LinkedIn post mortem

Il y a quelques semaines, j’ai reçu l’invitation d’un ami – appelons-le J., dans un souci de protection des données – à le rejoindre sur LinkedIn. Des messages de ce genre, on en reçoit souvent, mais cette fois je suis restée pétrifiée, parce que J. est mort il y a plus de six mois. Apparemment son entourage n’a pas fermé son compte, l’empêchant ainsi de savoir lui-même qu’il n’existe plus ; il a d’ailleurs suivi le protocole jusqu’au bout, effectuant les deux relances réglementaires auprès de celles et ceux qui n’avaient pas réagi.

Une fois surmontée ma sidération, je me suis demandé si LinkedIn ne pratique pas une forme améliorée de spiritisme, où le medium aurait cédé la place aux algorithmes : esprit de J., si tu es là, clique trois coups. Convaincue que la part immatérielle de notre être n’est pas séparable de sa part matérielle, et que le corps de J. étant mort son âme l’était aussi (sauf, bien entendu, dans la mémoire des vivants, mais ceci est vraiment une autre histoire), j’ai jeté sans scrupules les deux premiers messages ;  j’ai par contre mis du temps à jeter le troisième, taraudée par le doute que l’au-delà informatique pourrait être plus réel que l’enfer et le paradis.

Il y a plusieurs années, alors que j’hésitais à booster ma carrière en adhérant à LinkedIn, j’y avais renoncé en découvrant que cette plateforme professionnelle ratisse périodiquement le carnet d’adresses de ses ouailles sans même prendre la peine de les avertir. Vous allez me demander si je tombe de la lune, et effectivement, je suis peu amatrice de réseaux sociaux (sauf WhatsApp, eh oui, personne n’est parfait), de sorte que j’ai des réticences d’un autre siècle et je n’ai pas envie que mes ami.e.s et connaissances se fassent draguer par un robot qui se fait passer pour moi.

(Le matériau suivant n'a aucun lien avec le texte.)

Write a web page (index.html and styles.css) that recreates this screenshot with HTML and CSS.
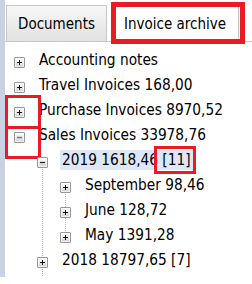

Mais là est la question, est-ce que nos vies virtuelles, sur lesquelles nous avons de moins en moins d’emprise, ne font pas désormais partie intégrante de notre identité ? Peu importe que je ne fréquente pas Facebook ou Instagram, j’existe sur le web plus que dans mon quartier. Mon vrai moi, comme celui de J., s’est dilaté jusqu’à inclure tous mes moi imposteurs. C’est pourquoi, en fin de compte (puisque son compte lui survit), j’ai peut-être eu tort de ne pas répondre au troisième coup de l’esprit de J.

P.S. Si vous n’avez rien compris, tant mieux, c’était le but.

Silvia Ricci Lempen

Silvia Ricci Lempen est écrivaine. Son champ d’investigation préféré est celui des rapports entre les femmes et les hommes: un domaine où se manifeste l’importance croissante de la dimension culturelle dans la compréhension des fonctionnements et dysfonctionnements de notre société.